TASK TO COMPLETE: All lines holding the string "that" are to be shown.

INFORMATION SHOWN:
◇ ◇ ◇ ◇ ◇ ◇ ◇

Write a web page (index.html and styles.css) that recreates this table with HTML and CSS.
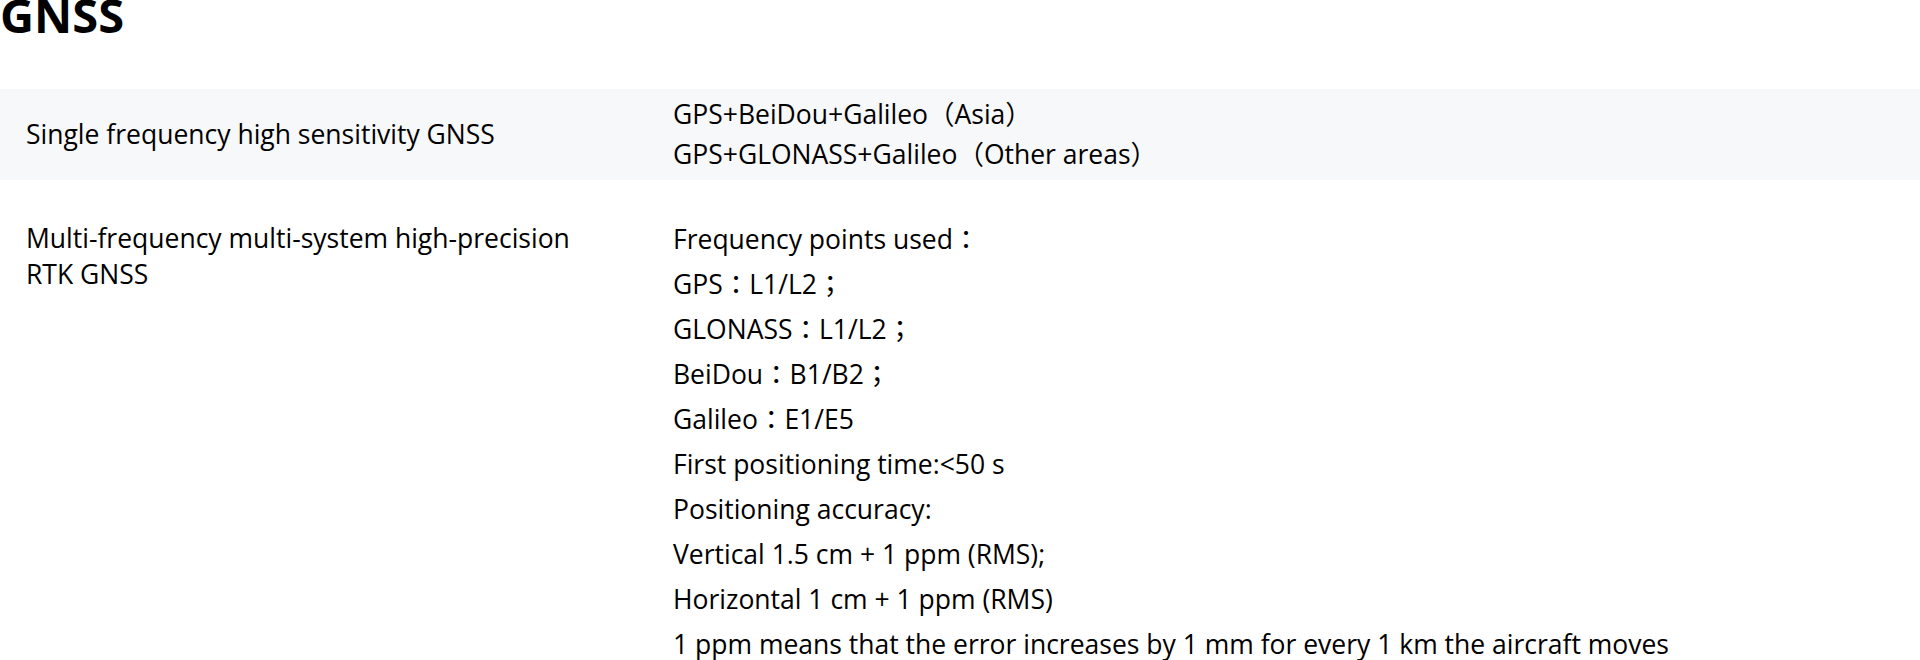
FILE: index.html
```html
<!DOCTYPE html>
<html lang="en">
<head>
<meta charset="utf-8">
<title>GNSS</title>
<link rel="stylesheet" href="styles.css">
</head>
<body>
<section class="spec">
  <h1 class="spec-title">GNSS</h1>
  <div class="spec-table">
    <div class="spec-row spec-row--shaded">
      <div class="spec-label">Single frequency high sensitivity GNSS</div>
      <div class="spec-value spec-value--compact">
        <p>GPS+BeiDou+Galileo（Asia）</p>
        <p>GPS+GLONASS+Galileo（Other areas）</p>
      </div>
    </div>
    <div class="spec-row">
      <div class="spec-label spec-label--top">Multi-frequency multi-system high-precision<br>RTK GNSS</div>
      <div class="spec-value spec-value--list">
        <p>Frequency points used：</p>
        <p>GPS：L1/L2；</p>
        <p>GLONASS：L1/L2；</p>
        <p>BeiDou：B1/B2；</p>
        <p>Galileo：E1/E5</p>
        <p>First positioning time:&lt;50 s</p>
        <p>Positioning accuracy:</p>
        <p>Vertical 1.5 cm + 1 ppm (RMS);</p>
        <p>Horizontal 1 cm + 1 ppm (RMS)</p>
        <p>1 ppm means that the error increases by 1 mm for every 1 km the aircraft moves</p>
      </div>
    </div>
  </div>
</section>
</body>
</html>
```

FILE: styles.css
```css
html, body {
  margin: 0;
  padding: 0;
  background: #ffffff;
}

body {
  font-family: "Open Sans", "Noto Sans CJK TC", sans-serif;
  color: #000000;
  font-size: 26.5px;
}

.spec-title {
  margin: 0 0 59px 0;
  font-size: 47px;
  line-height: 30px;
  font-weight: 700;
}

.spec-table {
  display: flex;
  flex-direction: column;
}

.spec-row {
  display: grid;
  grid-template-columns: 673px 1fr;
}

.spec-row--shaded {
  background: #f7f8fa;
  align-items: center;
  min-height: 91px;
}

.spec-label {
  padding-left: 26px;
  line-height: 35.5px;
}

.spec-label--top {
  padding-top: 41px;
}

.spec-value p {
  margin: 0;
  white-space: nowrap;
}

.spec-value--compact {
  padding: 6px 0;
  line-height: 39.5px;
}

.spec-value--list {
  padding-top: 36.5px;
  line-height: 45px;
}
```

◇ ◇ ◇ ◇ ◇ ◇ ◇

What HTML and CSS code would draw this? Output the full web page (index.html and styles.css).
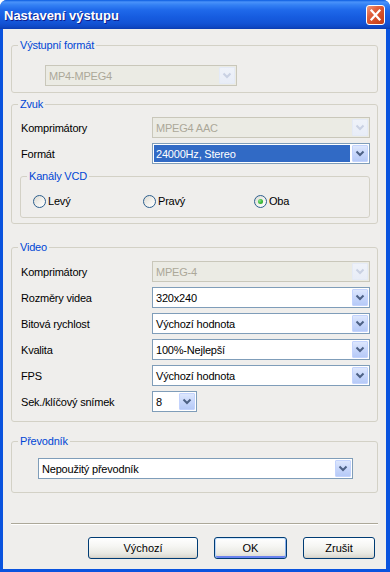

◇ ◇ ◇ ◇ ◇ ◇ ◇

RESULT FOR THIS EXERCISE:
Write a web page (index.html and styles.css) that recreates this table with HTML and CSS.
        <p>1 ppm means that the error increases by 1 mm for every 1 km the aircraft moves</p>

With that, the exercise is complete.